Its reputation in the Middle East is terrible, mainly thanks to the racism and arrogance of many of its citizens.
Paradoxically, the only social force that stands above all religious and sectarian divides, is Hezbollah. But Hezbollah is closely linked to Syria and Iran’s government, and it fights ISIS in the mountains and across the border, as well as the several Israeli invasions and incursions into Lebanon. Predictably, the West put it on the terrorist list.
I keep imagining Brazil being governed by Mr. Temer and those like him. And I am frightened! What would happen to the majority of the people? Would they again become fully irrelevant and forgotten, like here in Lebanon?
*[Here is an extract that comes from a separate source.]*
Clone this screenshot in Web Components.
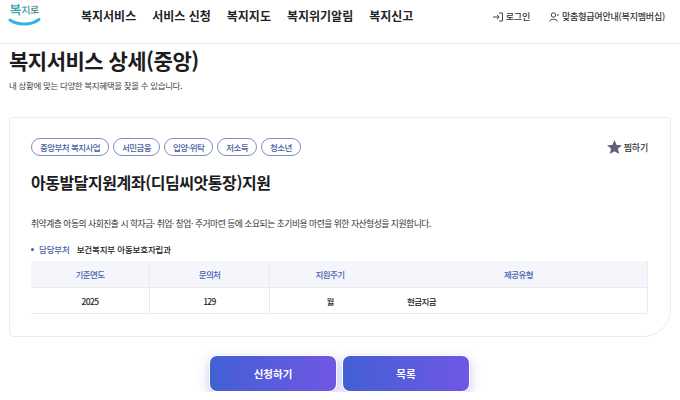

Would the country function only in order to serve big business, the elites? Would the success of the entire nation be judged by the size of marinas and by the size of luxury cars in the parking lots of grossly overpriced restaurants and clubs?
Instead of being an example to the world, would Brazil get brutally Lebanized? The West would definitely like that, as it worked so hard to make it happen in the first place.
But in the name of Brazilian people, the rot, this deadly destruction has to be stopped.
Before leaving Btaaboura village, I stop my car for a few moments. And suddenly I see it: the beautiful and dear Brazilian flag is not waving in the wind. It is torn, dirty and looks like a rag. And there in front of the entrance to the park garbage lies strewn everywhere.